_Task input_
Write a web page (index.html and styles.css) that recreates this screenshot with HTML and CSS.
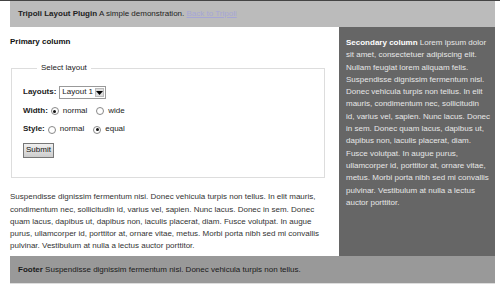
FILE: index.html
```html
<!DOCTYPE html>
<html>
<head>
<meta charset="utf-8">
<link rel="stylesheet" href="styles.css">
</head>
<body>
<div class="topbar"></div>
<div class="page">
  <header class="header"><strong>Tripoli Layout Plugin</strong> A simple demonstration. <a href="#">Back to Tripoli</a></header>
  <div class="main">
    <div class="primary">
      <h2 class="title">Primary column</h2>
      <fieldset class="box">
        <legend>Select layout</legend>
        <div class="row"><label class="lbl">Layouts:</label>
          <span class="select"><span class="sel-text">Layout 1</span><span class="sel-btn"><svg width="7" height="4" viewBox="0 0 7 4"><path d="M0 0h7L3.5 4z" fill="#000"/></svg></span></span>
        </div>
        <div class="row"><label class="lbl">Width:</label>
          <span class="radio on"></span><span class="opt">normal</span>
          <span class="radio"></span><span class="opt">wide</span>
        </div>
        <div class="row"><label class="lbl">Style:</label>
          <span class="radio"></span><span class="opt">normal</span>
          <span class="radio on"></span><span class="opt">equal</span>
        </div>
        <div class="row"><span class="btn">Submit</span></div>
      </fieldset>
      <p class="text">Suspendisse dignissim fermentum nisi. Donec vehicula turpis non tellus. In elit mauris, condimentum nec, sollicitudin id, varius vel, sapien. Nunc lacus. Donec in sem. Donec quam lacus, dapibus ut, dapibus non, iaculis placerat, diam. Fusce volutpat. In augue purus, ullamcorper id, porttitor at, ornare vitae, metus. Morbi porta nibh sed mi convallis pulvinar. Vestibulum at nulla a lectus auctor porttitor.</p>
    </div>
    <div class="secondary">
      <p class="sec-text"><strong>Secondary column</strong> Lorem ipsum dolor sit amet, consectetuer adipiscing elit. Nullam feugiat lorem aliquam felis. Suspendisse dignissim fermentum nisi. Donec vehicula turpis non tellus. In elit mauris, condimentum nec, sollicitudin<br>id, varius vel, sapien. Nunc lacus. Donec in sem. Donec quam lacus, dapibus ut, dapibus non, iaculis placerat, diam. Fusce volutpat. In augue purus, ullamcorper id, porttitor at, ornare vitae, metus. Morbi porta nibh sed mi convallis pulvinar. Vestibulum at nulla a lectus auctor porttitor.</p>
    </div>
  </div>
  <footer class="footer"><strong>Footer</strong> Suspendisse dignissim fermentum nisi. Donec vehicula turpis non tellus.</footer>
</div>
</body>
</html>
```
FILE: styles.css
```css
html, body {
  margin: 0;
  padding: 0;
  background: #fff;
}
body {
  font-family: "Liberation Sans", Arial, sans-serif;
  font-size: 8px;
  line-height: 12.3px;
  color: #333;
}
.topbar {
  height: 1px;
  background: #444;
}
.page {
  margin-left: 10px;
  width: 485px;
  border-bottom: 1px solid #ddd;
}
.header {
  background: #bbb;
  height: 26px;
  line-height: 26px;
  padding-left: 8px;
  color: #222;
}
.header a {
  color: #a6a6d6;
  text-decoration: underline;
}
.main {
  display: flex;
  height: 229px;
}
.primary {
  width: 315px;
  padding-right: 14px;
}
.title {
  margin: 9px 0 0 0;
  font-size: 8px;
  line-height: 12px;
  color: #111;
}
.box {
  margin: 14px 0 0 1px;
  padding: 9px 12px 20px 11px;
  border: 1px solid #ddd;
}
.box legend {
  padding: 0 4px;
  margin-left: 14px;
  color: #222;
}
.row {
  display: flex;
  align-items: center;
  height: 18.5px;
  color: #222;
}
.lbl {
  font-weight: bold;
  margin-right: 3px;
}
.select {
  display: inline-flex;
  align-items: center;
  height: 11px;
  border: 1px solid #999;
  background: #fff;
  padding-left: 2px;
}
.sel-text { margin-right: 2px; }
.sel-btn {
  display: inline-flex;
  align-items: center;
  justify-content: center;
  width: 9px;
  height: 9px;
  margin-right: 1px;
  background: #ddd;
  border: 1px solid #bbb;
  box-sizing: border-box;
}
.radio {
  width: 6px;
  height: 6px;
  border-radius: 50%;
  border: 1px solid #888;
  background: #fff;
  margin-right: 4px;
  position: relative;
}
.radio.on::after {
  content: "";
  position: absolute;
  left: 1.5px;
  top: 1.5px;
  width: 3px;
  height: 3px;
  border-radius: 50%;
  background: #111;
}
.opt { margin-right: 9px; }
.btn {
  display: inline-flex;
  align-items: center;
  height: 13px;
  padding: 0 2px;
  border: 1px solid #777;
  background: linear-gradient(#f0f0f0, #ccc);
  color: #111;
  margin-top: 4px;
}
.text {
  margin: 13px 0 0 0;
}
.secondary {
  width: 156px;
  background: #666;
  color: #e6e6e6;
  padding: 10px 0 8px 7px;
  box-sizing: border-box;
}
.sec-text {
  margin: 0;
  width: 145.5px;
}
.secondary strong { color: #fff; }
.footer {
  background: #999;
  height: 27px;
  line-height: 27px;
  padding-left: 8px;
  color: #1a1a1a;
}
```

* * *

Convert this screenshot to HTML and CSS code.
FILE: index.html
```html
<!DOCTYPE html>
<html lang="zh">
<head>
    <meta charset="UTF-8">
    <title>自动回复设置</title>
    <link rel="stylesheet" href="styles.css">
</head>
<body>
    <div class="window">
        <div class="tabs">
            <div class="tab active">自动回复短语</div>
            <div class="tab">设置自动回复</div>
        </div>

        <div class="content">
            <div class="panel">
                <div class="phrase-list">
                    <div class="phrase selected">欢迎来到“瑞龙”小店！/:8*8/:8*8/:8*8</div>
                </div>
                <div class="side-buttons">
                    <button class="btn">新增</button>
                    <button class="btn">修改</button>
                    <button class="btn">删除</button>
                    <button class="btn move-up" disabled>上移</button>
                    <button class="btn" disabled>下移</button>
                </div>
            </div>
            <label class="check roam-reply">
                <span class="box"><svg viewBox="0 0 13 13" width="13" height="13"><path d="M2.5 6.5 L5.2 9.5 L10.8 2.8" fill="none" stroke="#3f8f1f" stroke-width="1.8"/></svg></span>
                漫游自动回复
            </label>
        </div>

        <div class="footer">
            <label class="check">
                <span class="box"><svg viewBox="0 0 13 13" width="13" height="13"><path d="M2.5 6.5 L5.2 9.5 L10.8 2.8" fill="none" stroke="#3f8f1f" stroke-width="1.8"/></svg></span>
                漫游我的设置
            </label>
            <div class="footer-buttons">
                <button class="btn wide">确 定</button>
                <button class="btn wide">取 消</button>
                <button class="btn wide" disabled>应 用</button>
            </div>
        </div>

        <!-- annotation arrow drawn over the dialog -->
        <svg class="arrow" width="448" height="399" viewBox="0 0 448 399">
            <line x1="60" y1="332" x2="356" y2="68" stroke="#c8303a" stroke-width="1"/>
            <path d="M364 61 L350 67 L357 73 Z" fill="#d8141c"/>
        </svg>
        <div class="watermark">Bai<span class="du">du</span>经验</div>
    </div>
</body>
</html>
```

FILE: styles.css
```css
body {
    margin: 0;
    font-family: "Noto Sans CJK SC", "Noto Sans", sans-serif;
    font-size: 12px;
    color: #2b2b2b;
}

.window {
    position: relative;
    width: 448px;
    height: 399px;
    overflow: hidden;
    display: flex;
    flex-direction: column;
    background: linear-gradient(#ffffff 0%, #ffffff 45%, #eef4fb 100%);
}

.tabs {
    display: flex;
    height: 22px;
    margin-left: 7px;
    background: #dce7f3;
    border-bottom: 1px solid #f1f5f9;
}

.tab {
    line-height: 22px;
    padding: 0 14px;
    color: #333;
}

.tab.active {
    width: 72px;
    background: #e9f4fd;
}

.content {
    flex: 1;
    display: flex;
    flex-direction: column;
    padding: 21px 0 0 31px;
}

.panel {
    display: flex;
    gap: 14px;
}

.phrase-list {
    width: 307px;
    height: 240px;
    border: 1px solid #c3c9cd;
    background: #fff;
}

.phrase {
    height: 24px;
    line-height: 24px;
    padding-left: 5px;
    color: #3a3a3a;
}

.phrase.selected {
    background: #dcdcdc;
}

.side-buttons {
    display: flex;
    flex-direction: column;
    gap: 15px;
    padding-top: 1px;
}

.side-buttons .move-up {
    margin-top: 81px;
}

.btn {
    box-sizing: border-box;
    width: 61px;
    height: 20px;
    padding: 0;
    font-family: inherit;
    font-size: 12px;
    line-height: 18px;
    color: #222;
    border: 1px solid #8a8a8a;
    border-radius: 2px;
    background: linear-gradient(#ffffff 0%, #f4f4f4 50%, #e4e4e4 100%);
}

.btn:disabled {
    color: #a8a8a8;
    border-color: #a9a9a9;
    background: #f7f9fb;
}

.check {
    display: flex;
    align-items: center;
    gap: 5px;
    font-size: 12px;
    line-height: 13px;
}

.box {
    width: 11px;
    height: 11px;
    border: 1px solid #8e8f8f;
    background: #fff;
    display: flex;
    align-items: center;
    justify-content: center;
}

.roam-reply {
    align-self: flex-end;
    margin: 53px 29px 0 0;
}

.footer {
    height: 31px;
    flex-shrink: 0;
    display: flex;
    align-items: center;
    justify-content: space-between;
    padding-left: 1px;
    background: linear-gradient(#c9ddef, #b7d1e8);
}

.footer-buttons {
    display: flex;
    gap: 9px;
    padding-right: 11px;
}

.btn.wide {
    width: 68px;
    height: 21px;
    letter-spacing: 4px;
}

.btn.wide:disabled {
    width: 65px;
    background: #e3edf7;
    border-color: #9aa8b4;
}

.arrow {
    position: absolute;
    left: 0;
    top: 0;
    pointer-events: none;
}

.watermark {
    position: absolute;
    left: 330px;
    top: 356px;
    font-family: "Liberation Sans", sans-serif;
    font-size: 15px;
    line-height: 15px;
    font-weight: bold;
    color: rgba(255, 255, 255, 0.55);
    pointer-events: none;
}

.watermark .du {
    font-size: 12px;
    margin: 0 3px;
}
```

...

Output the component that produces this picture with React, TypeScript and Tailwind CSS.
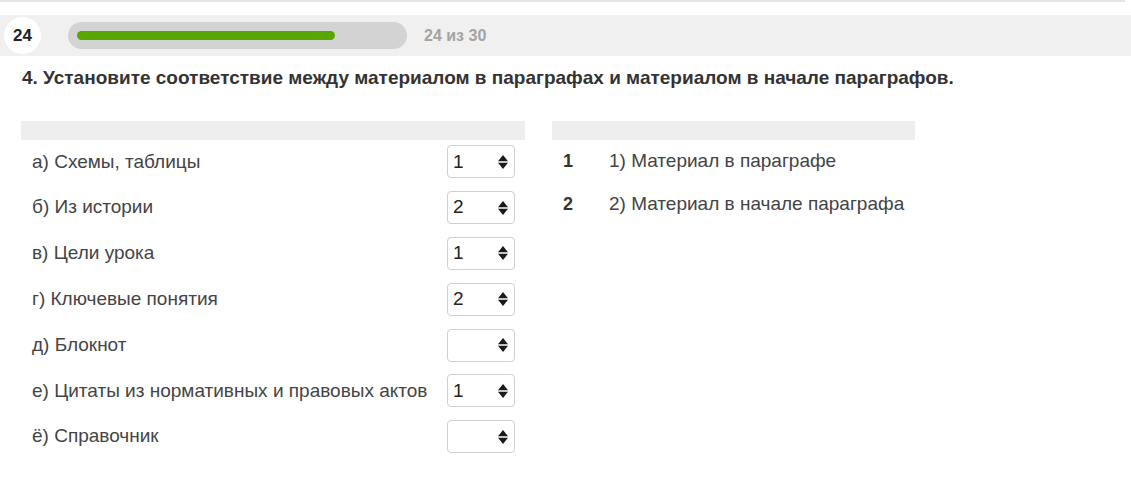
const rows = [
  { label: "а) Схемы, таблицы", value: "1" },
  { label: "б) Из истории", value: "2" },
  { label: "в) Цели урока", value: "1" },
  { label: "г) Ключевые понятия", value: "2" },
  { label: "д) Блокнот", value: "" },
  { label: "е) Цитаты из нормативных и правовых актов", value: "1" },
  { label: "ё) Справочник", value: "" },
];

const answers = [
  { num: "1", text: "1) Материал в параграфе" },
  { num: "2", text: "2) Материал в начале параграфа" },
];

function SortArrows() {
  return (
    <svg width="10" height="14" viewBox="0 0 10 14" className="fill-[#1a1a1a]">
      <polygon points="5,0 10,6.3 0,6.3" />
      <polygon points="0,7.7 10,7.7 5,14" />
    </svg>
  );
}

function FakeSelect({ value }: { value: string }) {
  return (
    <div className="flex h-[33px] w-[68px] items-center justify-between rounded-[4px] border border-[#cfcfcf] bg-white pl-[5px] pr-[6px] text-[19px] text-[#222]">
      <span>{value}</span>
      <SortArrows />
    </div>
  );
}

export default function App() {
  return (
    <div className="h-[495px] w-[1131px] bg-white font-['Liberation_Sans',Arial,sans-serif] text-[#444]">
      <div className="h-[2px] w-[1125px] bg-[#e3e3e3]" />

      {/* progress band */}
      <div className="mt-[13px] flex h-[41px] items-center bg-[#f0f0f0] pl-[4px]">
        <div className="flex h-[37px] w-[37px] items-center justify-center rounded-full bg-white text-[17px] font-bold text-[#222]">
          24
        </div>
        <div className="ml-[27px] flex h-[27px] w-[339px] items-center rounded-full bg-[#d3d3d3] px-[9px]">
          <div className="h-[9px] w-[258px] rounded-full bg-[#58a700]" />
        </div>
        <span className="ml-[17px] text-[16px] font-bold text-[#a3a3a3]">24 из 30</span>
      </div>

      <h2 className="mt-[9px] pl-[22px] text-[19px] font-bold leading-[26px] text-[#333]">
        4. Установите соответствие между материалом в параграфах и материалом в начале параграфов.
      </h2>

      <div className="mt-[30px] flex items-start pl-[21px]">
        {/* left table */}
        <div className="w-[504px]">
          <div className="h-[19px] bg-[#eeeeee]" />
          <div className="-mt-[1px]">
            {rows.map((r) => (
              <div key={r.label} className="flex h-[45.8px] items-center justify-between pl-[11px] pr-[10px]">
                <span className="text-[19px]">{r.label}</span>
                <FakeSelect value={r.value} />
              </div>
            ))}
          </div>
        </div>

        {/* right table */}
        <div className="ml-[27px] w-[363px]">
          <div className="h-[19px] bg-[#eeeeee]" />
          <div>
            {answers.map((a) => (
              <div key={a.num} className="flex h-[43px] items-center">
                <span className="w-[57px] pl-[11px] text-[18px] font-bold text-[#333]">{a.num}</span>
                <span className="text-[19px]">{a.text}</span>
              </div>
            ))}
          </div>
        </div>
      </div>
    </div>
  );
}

_Exercise aim_
Report each line in the data that holds the word "with".

_Expected answer_
Write a web page (index.html and styles.css) that recreates this screenshot with HTML and CSS.
Output the component that produces this picture with React, TypeScript and Tailwind CSS.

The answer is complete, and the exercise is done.